Yesterday, like my hon. Friend the Member for Devizes, I was very pleased, in supporting the Budget, to hear the Chancellor say that there was going to be £12.2 billion extra for affordable housing. I thought personally that the shadow Chancellor was a little churlish in calling it “only” £12.2 billion—I would say that it is quite a reasonable start.
The £12.2 billion that the Chancellor announced yesterday is a five-year programme. The community housing fund was originally slated as a £300 million programme over five years—£60 million per year. The point is that if all that money had been spent—and it has not been yet, for the reasons we have discussed—£300 million is still only 12.45% of the £12.2 billion that the Government are planning to spend on affordable housing. The central burden of “Fixing our broken housing market” is that just doing the same again and again will not solve the problem. We have to start doing things differently. We have to start thinking differently. Community housing, supported through the community housing fund, is a very important part of that.
I was addressing a community housing conference in Surrey only a few weeks ago. I like to refresh my presentation, so that I say things that are interesting to me each time, and there is a chance they might be interesting to the audience. I put up a slide that talked about the well-known national organisation Grandmothers Against All Development, with a question mark after it. The audience looked rather blank, and I said, “I made that up actually.” I have yet to meet—and I do not think I ever will—the grandmother whose daughter has just had her second baby and wants her daughter’s family not to have somewhere decent to live. All we have to do is bottle that thought and create the wiring under the bonnet to turn it into reality, and we have gone a long way to solving the problem.
The central problem we face with housing is that most people feel that they have no voice. Most people feel that they have no say over what gets built, where it gets built, what it looks like or how it performs in terms of thermal performance. If the Minister really wants green housing, the best thing he can do is involve local people, because I have yet to meet the person who would not prefer to have a house that costs nothing to heat. We have known for many years how to build a house that costs basically nothing to heat—£100 to £150 a year for heat and hot water—and yet we do not routinely do it.
I heard the Secretary of State say in a statement a few weeks ago that the volume house builders would have to ensure they met the quality standards, otherwise they would no longer be eligible for Help to Buy.
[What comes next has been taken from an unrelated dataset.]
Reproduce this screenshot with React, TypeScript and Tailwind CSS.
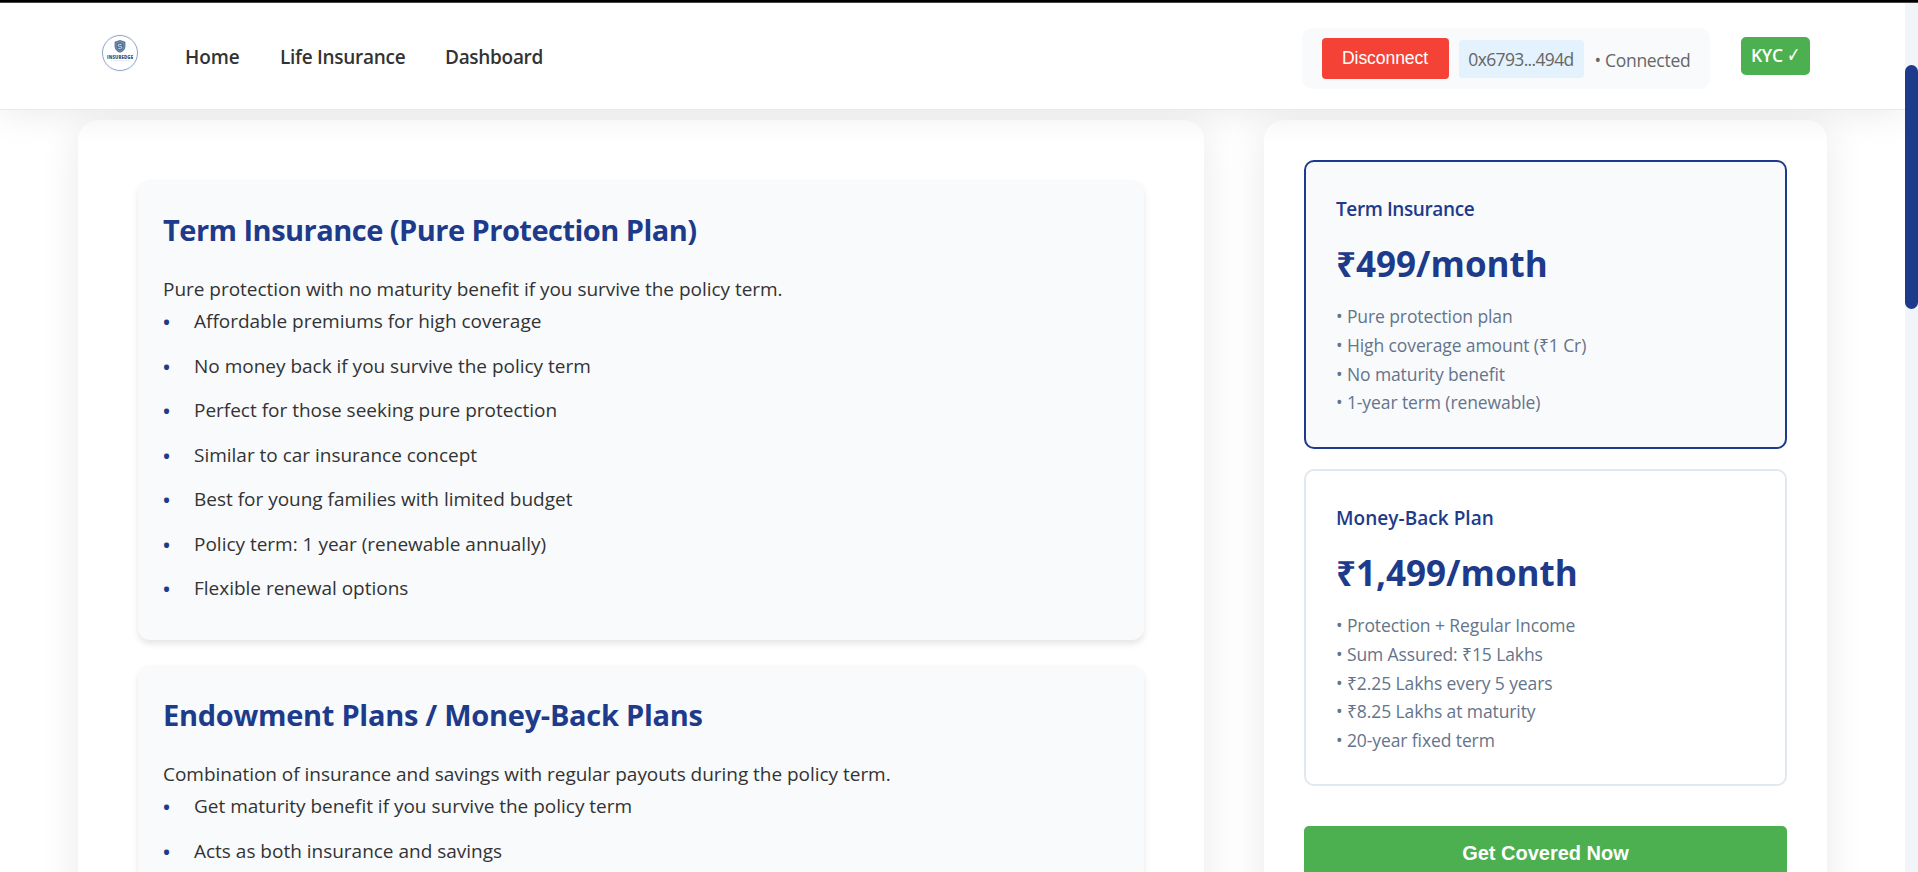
import React from "react";

const NAV = [
  { label: "Home", cls: "w-[54px] tracking-[-0.1px]" },
  { label: "Life Insurance", cls: "w-[124px] tracking-[-0.28px]" },
  { label: "Dashboard", cls: "w-[98px] tracking-[-0.3px]" },
];

const SECTIONS = [
  {
    title: "Term Insurance (Pure Protection Plan)",
    titleCls: "tracking-[-0.52px]",
    text: "Pure protection with no maturity benefit if you survive the policy term.",
    points: [
      "Affordable premiums for high coverage",
      "No money back if you survive the policy term",
      "Perfect for those seeking pure protection",
      "Similar to car insurance concept",
      "Best for young families with limited budget",
      "Policy term: 1 year (renewable annually)",
      "Flexible renewal options",
    ],
  },
  {
    title: "Endowment Plans / Money-Back Plans",
    titleCls: "tracking-[-0.28px]",
    text: "Combination of insurance and savings with regular payouts during the policy term.",
    points: [
      "Get maturity benefit if you survive the policy term",
      "Acts as both insurance and savings",
    ],
  },
];

const PLANS = [
  {
    name: "Term Insurance",
    nameCls: "tracking-[-0.4px]",
    price: "₹499/month",
    box: "h-[289px] border-[#1e3a8a] bg-[#f8fafc]",
    points: ["Pure protection plan", "High coverage amount (₹1 Cr)", "No maturity benefit", "1-year term (renewable)"],
  },
  {
    name: "Money-Back Plan",
    nameCls: "tracking-[0.04px]",
    price: "₹1,499/month",
    box: "h-[317px] border-[#e2e8f0] bg-white",
    points: [
      "Protection + Regular Income",
      "Sum Assured: ₹15 Lakhs",
      "₹2.25 Lakhs every 5 years",
      "₹8.25 Lakhs at maturity",
      "20-year fixed term",
    ],
  },
];

function Logo() {
  return (
    <svg width="38" height="38" viewBox="0 0 38 38" className="block">
      <circle cx="19" cy="19" r="18.6" fill="#fff" stroke="#eef1f5" strokeWidth="0.6" />
      <circle cx="19" cy="19" r="17.5" fill="#fff" stroke="#6f8fb3" strokeWidth="0.8" />
      <path d="M19 6l5.4 1.8v4.6c0 3-2.2 5-5.4 6.4-3.2-1.4-5.4-3.4-5.4-6.4V7.8z" fill="#4f7296" />
      <path d="M19 7.6l4 1.3v3.6c0 2.3-1.6 3.8-4 4.9-2.4-1.1-4-2.6-4-4.9V8.9z" fill="none" stroke="#a9bdd2" strokeWidth="0.5" />
      <path d="M20.6 10.4h-2.3a1 1 0 0 0 0 2h1.4a1 1 0 0 1 0 2h-2.3" fill="none" stroke="#dbe5ef" strokeWidth="0.9" />
      <text x="19" y="24.7" textAnchor="middle" fontSize="4.3" fontWeight="800" fill="#2f5480" textLength="26" className="font-['Open_Sans']">
        INSUREDGE
      </text>
      <path d="M10 26.7h18" stroke="#c9d3de" strokeWidth="0.7" strokeDasharray="1.5 0.6" />
    </svg>
  );
}

function Header() {
  return (
    <header className="relative z-10 flex h-[107px] shrink-0 items-start border-b border-[#e8eaf3] bg-white pl-[101px] shadow-[0_0_40px_rgba(0,0,0,0.1)]">
      <div className="mt-[31px]">
        <Logo />
      </div>
      <nav className="mt-[38px] ml-[46px] flex gap-[41px] text-[19px] leading-[32px] font-semibold text-[#333]">
        {NAV.map((n) => (
          <a key={n.label} className={`whitespace-nowrap ${n.cls}`}>
            {n.label}
          </a>
        ))}
      </nav>
      <div className="mt-[25px] mr-[31px] ml-auto flex h-[61px] w-[408px] items-start rounded-[10px] bg-[#f8fafc] pl-[19.5px] text-[17.5px] text-[#666]">
        <button className="mt-[10px] h-[41px] w-[127px] rounded-[4px] bg-[#f44336] pb-[1px] font-['Liberation_Sans'] text-[17.6px] tracking-[-0.1px] text-white">
          Disconnect
        </button>
        <span className="mt-[12px] ml-[10px] h-[38px] w-[125px] rounded-[4px] bg-[#e3f2fd] text-center leading-[38px] tracking-[-0.65px]">
          0x6793...494d
        </span>
        <span className="mt-[13px] ml-[11px] leading-[38px] tracking-[-0.3px] whitespace-nowrap">• Connected</span>
      </div>
      <div className="mt-[34px] mr-[95px] flex h-[38px] w-[69px] items-center justify-center gap-[4px] rounded-[5px] bg-[#4caf50] text-[17.5px] leading-none font-semibold tracking-[-0.2px] text-white">
        KYC
        <span className="scale-y-[1.3] font-['DejaVu_Sans'] text-[16px] font-normal">✓</span>
      </div>
    </header>
  );
}

function Section({ s }: { s: (typeof SECTIONS)[number] }) {
  return (
    <section className="rounded-[12px] bg-[#f8fafc] px-[25px] pt-[30px] pb-[23.5px] shadow-[0_4px_6px_rgba(0,0,0,0.1)]">
      <h2 className={`text-[29px] leading-[40px] font-bold text-[#1e3a8a] ${s.titleCls}`}>{s.title}</h2>
      <p className="mt-[23px] text-[19px] leading-[32px] tracking-[-0.03px] text-[#333]">{s.text}</p>
      <ul>
        {s.points.map((p) => (
          <li key={p} className="flex h-[44.5px] text-[19px] leading-[32px] tracking-[-0.01px] text-[#333]">
            <span className="-ml-px w-[32px] pt-px text-[24px] text-[#1e3a8a]">•</span>
            {p}
          </li>
        ))}
      </ul>
    </section>
  );
}

function Plan({ p }: { p: (typeof PLANS)[number] }) {
  return (
    <div className={`rounded-[10px] border-2 px-[30px] pt-[31px] ${p.box}`}>
      <h3 className={`text-[19px] leading-[32px] font-semibold text-[#1e3a8a] ${p.nameCls}`}>{p.name}</h3>
      <div className="mt-[15px] text-[35px] leading-[48px] font-bold text-[#1e3a8a]">{p.price}</div>
      <ul className="mt-[14px] text-[17.5px] leading-[28.8px] tracking-[-0.1px] text-[#64748b]">
        {p.points.map((x) => (
          <li key={x}>• {x}</li>
        ))}
      </ul>
    </div>
  );
}

export default function App() {
  return (
    <div className="flex h-[872px] flex-col overflow-hidden bg-white font-['Open_Sans','Noto_Sans',sans-serif]">
      <div className="h-[3px] shrink-0 border-b border-[#444] bg-black" />
      <div className="flex min-h-0 flex-1">
        <div className="flex min-w-0 flex-1 flex-col overflow-hidden">
          <Header />
          <main className="flex h-[900px] shrink-0 gap-[60px] pt-[10px] pl-[78px]">
            <div className="flex w-[1126px] flex-col gap-[25px] rounded-[20px] bg-white px-[60px] pt-[60px] shadow-[0_6px_40px_rgba(0,0,0,0.09)]">
              {SECTIONS.map((s) => (
                <Section key={s.title} s={s} />
              ))}
            </div>
            <aside className="flex w-[563px] flex-col gap-[20px] rounded-[20px] bg-white px-[40px] pt-[40px] shadow-[0_6px_40px_rgba(0,0,0,0.09)]">
              {PLANS.map((p) => (
                <Plan key={p.name} p={p} />
              ))}
              <button className="mt-[20px] h-[54px] rounded-[5px] bg-[#4caf50] pb-[1px] font-['Liberation_Sans'] text-[20px] font-bold text-white">
                Get Covered Now
              </button>
            </aside>
          </main>
        </div>
        <div className="w-[13px] shrink-0 bg-[#f1f5f9] pt-[62px]">
          <div className="h-[244px] rounded-full bg-[#1e3a8a]" />
        </div>
      </div>
    </div>
  );
}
I found myself thinking: if they did not meet those standards, how can they have been eligible for all these years, basically producing small, expensive, poor-quality, environmentally-unfriendly dwellings that most people would prefer not to buy?
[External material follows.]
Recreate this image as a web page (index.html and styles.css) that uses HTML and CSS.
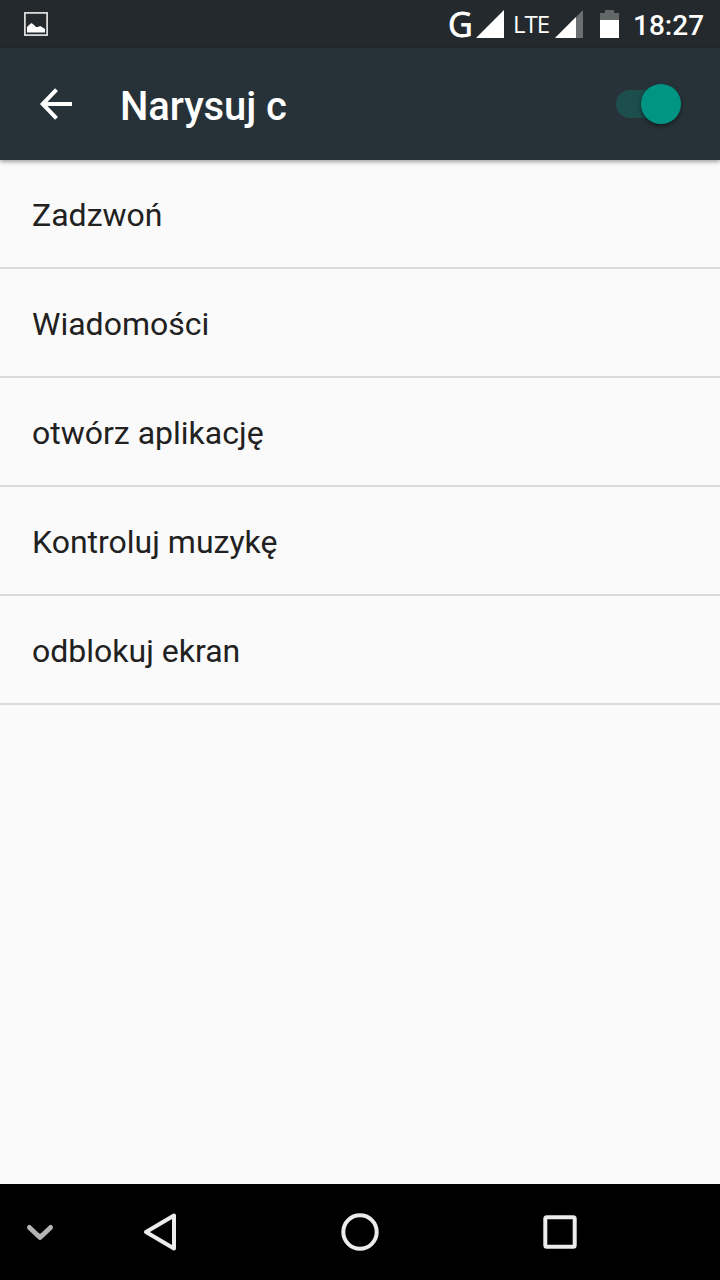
FILE: index.html
```html
<!DOCTYPE html>
<html lang="pl">
<head>
<meta charset="utf-8">
<title>Narysuj c</title>
<link rel="stylesheet" href="styles.css">
</head>
<body>
<div class="screen">
  <div class="status">
    <svg class="picture" width="24" height="24" viewBox="0 0 24 24"><rect x=".9" y=".9" width="22.2" height="22.2" fill="none" stroke="#d8d8d8" stroke-width="1.8"/><path d="M3 20.5V15L5 13L7.5 11L10 13L12 15H14L16 14L18 15L21 17V20.5Z" fill="#fff"/></svg>
    <span class="roaming">G</span>
    <svg class="signal-full" width="28" height="28" viewBox="0 0 28 28"><path d="M0 28L28 0V28Z" fill="#fff"/></svg>
    <span class="lte">LTE</span>
    <svg class="signal-part" width="28" height="28" viewBox="0 0 28 28"><path d="M0 28L28 0V28Z" fill="#6b6f70"/><path d="M0 28L21 7V28Z" fill="#fff"/></svg>
    <svg class="battery" width="19" height="28" viewBox="0 0 19 28"><path d="M0 10V3H5V0H14V3H19V10Z" fill="#646768"/><path d="M0 10H19V28H0Z" fill="#fff"/></svg>
    <span class="clock">18:27</span>
  </div>
  <header class="appbar">
    <svg class="back" width="34" height="34" viewBox="0 0 34 34"><path d="M33 17H5M17.5 2.7L3.7 17L17.5 31.3" fill="none" stroke="#fff" stroke-width="4"/></svg>
    <h1 class="title">Narysuj c</h1>
    <div class="switch"><div class="thumb"></div></div>
  </header>
  <ul class="list">
    <li class="row">Zadzwoń</li>
    <li class="row">Wiadomości</li>
    <li class="row">otwórz aplikację</li>
    <li class="row">Kontroluj muzykę</li>
    <li class="row">odblokuj ekran</li>
  </ul>
  <nav class="navbar">
    <svg class="nav-hide" width="28" height="18" viewBox="0 0 28 18"><path d="M3.4 3.4L14 13.6L24.6 3.4" fill="none" stroke="#b4b4b4" stroke-width="4.8" stroke-linecap="round" stroke-linejoin="round"/><path d="M9 8H10.5Q14 11.5 17.5 8H19L14 14Z" fill="#b4b4b4"/></svg>
    <svg class="nav-back" width="34" height="40" viewBox="0 0 34 40"><path d="M31 3.5V36.5L3 20Z" fill="none" stroke="#ececec" stroke-width="4" stroke-linejoin="round"/></svg>
    <svg class="nav-home" width="38" height="38" viewBox="0 0 38 38"><circle cx="19" cy="19" r="16.7" fill="none" stroke="#ececec" stroke-width="4"/></svg>
    <svg class="nav-recent" width="34" height="34" viewBox="0 0 34 34"><rect x="2.3" y="2.3" width="29.4" height="29.4" rx="1.5" fill="none" stroke="#ececec" stroke-width="4"/></svg>
  </nav>
</div>
</body>
</html>
```
FILE: styles.css
```css
* { box-sizing: border-box; }
body { margin: 0; }
.screen {
  width: 720px;
  height: 1280px;
  display: flex;
  flex-direction: column;
  background: #fafafa;
  font-family: Roboto, sans-serif;
  color: #212121;
  overflow: hidden;
}
svg { display: block; flex: none; }
.status {
  height: 48px;
  flex: none;
  display: flex;
  align-items: center;
  padding-left: 24px;
  background: #23292c;
  color: #fff;
}
.roaming {
  width: 28px;
  margin-left: 400px;
  font: 34px/48px "Open Sans", sans-serif;
  -webkit-text-stroke: 0.8px #fff;
}
.signal-full { margin-right: 9px; }
.signal-full, .signal-part { margin-top: -1px; }
.lte {
  width: 42px;
  font: 24px/48px "Open Sans", sans-serif;
  letter-spacing: -1px;
}
.battery { margin-left: 17px; }
.clock {
  margin-left: 14px;
  margin-top: 4px;
  font-size: 28px;
  font-weight: 500;
  line-height: 48px;
}
.appbar {
  height: 112px;
  flex: none;
  display: flex;
  align-items: center;
  padding: 0 39px;
  background: #273238;
  color: #fff;
  box-shadow: 0 2px 4px rgba(0, 0, 0, 0.35);
}
.title {
  margin: 6px 0 0 47px;
  font-size: 40px;
  font-weight: 500;
  line-height: 48px;
  letter-spacing: -0.1px;
}
.switch {
  width: 65px;
  height: 28px;
  margin-left: auto;
  display: flex;
  align-items: center;
  justify-content: flex-end;
  border-radius: 14px;
  background: #1c4e4d;
}
.thumb {
  width: 40px;
  height: 40px;
  flex: none;
  border-radius: 50%;
  background: #009485;
  box-shadow: 0 2px 4px rgba(0, 0, 0, 0.45);
}
.list {
  flex: 1;
  margin: 0;
  padding: 0;
  list-style: none;
}
.row {
  height: 109px;
  padding: 3px 32px 0;
  border-bottom: 2px solid #dadada;
  font-size: 32px;
  line-height: 104px;
}
.navbar {
  height: 96px;
  flex: none;
  display: flex;
  align-items: center;
  padding-left: 26px;
  background: #000;
}
.nav-hide { margin-top: 1px; }
.nav-back { margin-left: 89px; }
.nav-home { margin-left: 164px; }
.nav-recent { margin-left: 164px; }
```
Believe it or not—I can demonstrate it with evidence, which I am happy to share with the Minister—there are more people in this country who want to build their own homes than people who want to buy new ones. Only 33% of people in this country would prefer to buy a new home. Two thirds of people would prefer not to, and 61% of people in this country would like at some point the chance to build their own home. We have to take the energy that is there and turn it into something real, and we need radical changes in how we do things to make that happen.
Rod Hackney, who was the adviser to the Prince of Wales and is a renowned architect, once said:
“It is a dangerous thing to underestimate human potential and the energy which can be generated when people are given the opportunity to help themselves.”
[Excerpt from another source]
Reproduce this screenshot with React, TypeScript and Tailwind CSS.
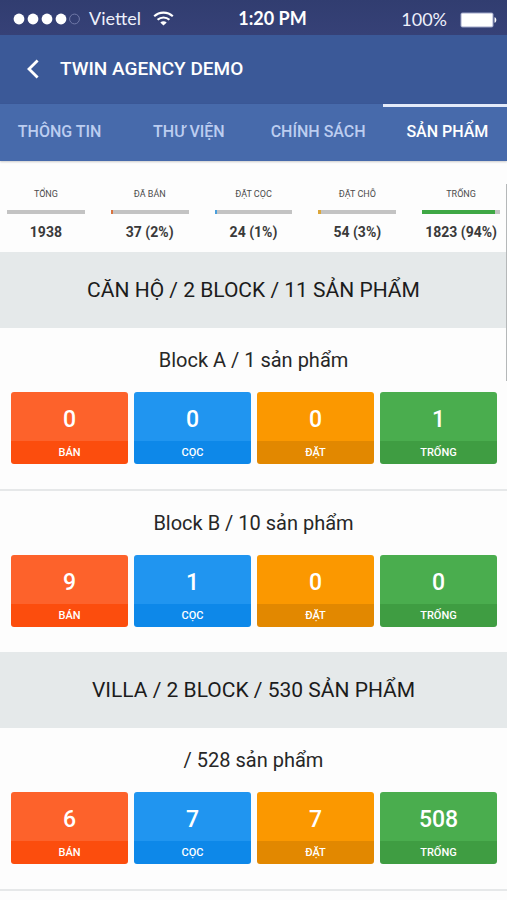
type Stat = { label: string; value: string; percent: number; bar: string };

const stats: Stat[] = [
  { label: "TỔNG", value: "1938", percent: 0, bar: "bg-[#c3c3c3]" },
  { label: "ĐÃ BÁN", value: "37 (2%)", percent: 2, bar: "bg-[#d9733f]" },
  { label: "ĐẶT CỌC", value: "24 (1%)", percent: 1, bar: "bg-[#4a9fdc]" },
  { label: "ĐẶT CHỖ", value: "54 (3%)", percent: 3, bar: "bg-[#dba63a]" },
  { label: "TRỐNG", value: "1823 (94%)", percent: 94, bar: "bg-[#3fa845]" },
];

const tabs = ["THÔNG TIN", "THƯ VIỆN", "CHÍNH SÁCH", "SẢN PHẨM"];

const kinds = [
  { label: "BÁN", top: "bg-[#fd622b]", bottom: "bg-[#fc4d0d]" },
  { label: "CỌC", top: "bg-[#2095f0]", bottom: "bg-[#0d88e9]" },
  { label: "ĐẶT", top: "bg-[#fb9800]", bottom: "bg-[#e28800]" },
  { label: "TRỐNG", top: "bg-[#4aad4e]", bottom: "bg-[#3f9d42]" },
];

const groups = [
  {
    title: "CĂN HỘ / 2 BLOCK / 11 SẢN PHẨM",
    blocks: [
      { title: "Block A / 1 sản phẩm", counts: [0, 0, 0, 1], divider: true },
      { title: "Block B / 10 sản phẩm", counts: [9, 1, 0, 0], divider: false },
    ],
  },
  {
    title: "VILLA / 2 BLOCK / 530 SẢN PHẨM",
    blocks: [{ title: "/ 528 sản phẩm", counts: [6, 7, 7, 508], divider: true }],
  },
];

function StatusBar() {
  return (
    <div className="flex h-[35px] items-center bg-linear-to-b from-[#313d70] to-[#364177] pt-[2px] font-['Lato',sans-serif] text-[18px] text-[#eef0fb]">
      <div className="flex w-[47%] items-center pl-[13px]">
        <svg width="68" height="12" viewBox="0 0 68 12" aria-hidden="true">
          {[6, 20, 34, 48].map((x) => (
            <circle key={x} cx={x} cy="6" r="5.4" fill="#fff" />
          ))}
          <circle cx="61.5" cy="6" r="4.9" fill="none" stroke="#7079a8" strokeWidth="1" />
        </svg>
        <span className="ml-[8px]">Viettel</span>
        <svg className="ml-[12px]" width="21" height="15" viewBox="0 0 21 15" aria-hidden="true">
          <g fill="none" stroke="#fff" strokeWidth="2.1">
            <path d="M1.2 5.3C6.3.4 14.7.4 19.8 5.3" />
            <path d="M4.6 8.8c3.3-3.1 8.5-3.1 11.8 0" />
          </g>
          <path d="M7.3 11.4c1.8-1.7 4.6-1.7 6.4 0L10.5 14.6z" fill="#fff" />
        </svg>
      </div>
      <span className="font-bold text-white">1:20 PM</span>
      <div className="flex flex-1 items-center justify-end pt-[2px] pr-[10px]">
        <span>100%</span>
        <svg className="ml-[13px]" width="37" height="16" viewBox="0 0 37 16" aria-hidden="true">
          <rect x=".5" y=".5" width="33" height="15" rx="2" fill="#9ea5c8" />
          <rect x="1.5" y="1.5" width="31" height="13" rx="1" fill="#fff" />
          <path d="M34.5 5.2c2.4.5 2.4 5.1 0 5.6z" fill="#fff" />
        </svg>
      </div>
    </div>
  );
}

function Header() {
  return (
    <header className="flex h-[69px] items-center bg-[#3b5998] pb-[2px] pl-[20px] text-white">
      <button type="button" aria-label="Back" className="flex h-[32px] w-[40px] items-center pl-[7px]">
        <svg width="12" height="20" viewBox="0 0 12 20" fill="none" stroke="currentColor" strokeWidth="2.8" aria-hidden="true">
          <path d="M10.6 1.4 2 10l8.6 8.6" />
        </svg>
      </button>
      <h1 className="text-[19px] leading-[24px] font-medium">TWIN AGENCY DEMO</h1>
    </header>
  );
}

function Tabs() {
  return (
    <nav className="h-[57px] overflow-hidden bg-[#476aab] shadow-[0_1px_2px_#00000033]">
      <div className="-mx-[5px] grid h-full grid-cols-4">
        {tabs.map((tab, i) => (
          <button
            key={tab}
            type="button"
            className={
              i === 3
                ? "border-t-[3px] border-[#e4ebfa] pb-[4px] text-[16px] font-medium whitespace-nowrap text-white"
                : "border-t-[3px] border-transparent pb-[4px] text-[16px] font-medium whitespace-nowrap text-[#bccdf0]"
            }
          >
            {tab}
          </button>
        ))}
      </div>
    </nav>
  );
}

function Stats() {
  return (
    <section className="grid grid-cols-5 gap-[26px] px-[7px] pt-[26px] pb-[11px] text-center">
      {stats.map((s) => (
        <div key={s.label}>
          <div className="text-[9px] leading-[14px] text-[#4c4c4c]">{s.label}</div>
          <div className="mt-[9px] h-[4px] bg-[#c3c3c3]">
            <div className={`h-full min-w-[2px] ${s.bar}`} style={{ width: `${s.percent}%` }} />
          </div>
          <div className="mt-[9px] text-[14px] leading-[18px] font-bold whitespace-nowrap text-[#3a3a3a]">{s.value}</div>
        </div>
      ))}
    </section>
  );
}

function Block({ title, counts, divider }: { title: string; counts: number[]; divider: boolean }) {
  return (
    <section className={divider ? "border-b-2 border-[#e6e8e9] pb-[25px]" : "pb-[25px]"}>
      <h3 className="pt-[18px] pb-[18px] text-center text-[20px] leading-[28px] text-[#272727]">{title}</h3>
      <div className="grid grid-cols-4 gap-[6px] pr-[10px] pl-[11px]">
        {kinds.map((k, i) => (
          <button key={k.label} type="button" className="overflow-hidden rounded-[3px] text-center font-medium text-white">
            <span className={`block pt-[15px] pb-[8px] text-[23px] leading-[26px] ${k.top}`}>{counts[i]}</span>
            <span className={`block pt-[1px] text-[11px] leading-[22px] ${k.bottom}`}>{k.label}</span>
          </button>
        ))}
      </div>
    </section>
  );
}

export default function App() {
  return (
    <div className="relative h-screen overflow-hidden bg-[#fdfdfd] font-['Roboto',sans-serif]">
      <StatusBar />
      <Header />
      <Tabs />
      <main>
        <Stats />
        {groups.map((g) => (
          <section key={g.title}>
            <h2 className="bg-[#e5e9ea] py-[24px] text-center text-[21px] leading-[28px] text-[#1c1c1c]">{g.title}</h2>
            {g.blocks.map((b) => (
              <Block key={b.title} {...b} />
            ))}
          </section>
        ))}
      </main>
      <div className="absolute top-[184px] right-0 h-[197px] w-px bg-[#b5b8b9]" />
    </div>
  );
}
That is what we have to make happen.
My right hon. Friend is an aficionado of beauty. I know he served with distinction on the Building Better, Building Beautiful Commission, and we look forward to bringing forward many of that commission’s proposals.
As I was saying, we recognise that community-led housing offers a wide range of benefits beyond just meeting housing needs. It supports the SME sector, as my hon. Friend the Member for South Norfolk made clear, and it helps drive up standards of design and energy efficiency, as my right hon. Friend the Member for South Holland and The Deepings (Sir John Hayes) mentioned. It sets a benchmark for high-quality new housing that enhances the built environment and creates a strong sense of place. It embraces modern methods of construction, and it helps sustain local communities and local economies, allowing young people to stay in the areas in which they grew up.
The Government recognise that there is huge potential for growth in community-led housing here in the United Kingdom. That is why we announced the community housing fund, making £60 million per annum available over four years to kickstart and drive the growth of the sector. In 2018, a dedicated grant-funding programme was launched by Homes England, the Government’s housing delivery agency. We have also made available £38 million to the Greater London Authority to support the sector in London. Capital grants have been available to schemes that have reached the point where they can start building.
This growth has been particularly rapid since the community housing fund delivery programme was launched in 2018, with 135 CLTs either being formed or becoming legally incorporated. We have provided a £6 million grant to Community Led Homes, a consortium of the leading stakeholders, to train an England-wide team of advisers who can help guide community groups through the often daunting and complicated process of taking a house building project forward. The advisers will help build and facilitate the market for community-led housing in the years to come.
As my hon. Friend has said, the Homes England programme was closed to new applicants towards the end of last year. That is because, as for most Government programmes, funding for the community housing fund is not available to the Department beyond the end of the current financial year, although different constraints apply to the GLA, where the funding remains available until 2022-23. I completely understand his frustrations, and let me say to him that I am very sympathetic to the points he has made. I look forward to having further conversations with my right hon. Friend the Secretary of State and my right hon. Friend the Chancellor of the Exchequer as we approach the conclusion of the main estimates and, beyond that and for future years, the comprehensive spending review.
I fully understand the need for the Government to respect the CSR process. Does the Minister think there is an opportunity to provide limited bridge funding, as it were, just for the sake of continuity, between now and July, when the CSR takes effect, so that many of the schemes that are just on the wrong side of the line do not collapse and the enthusiasm does not evaporate?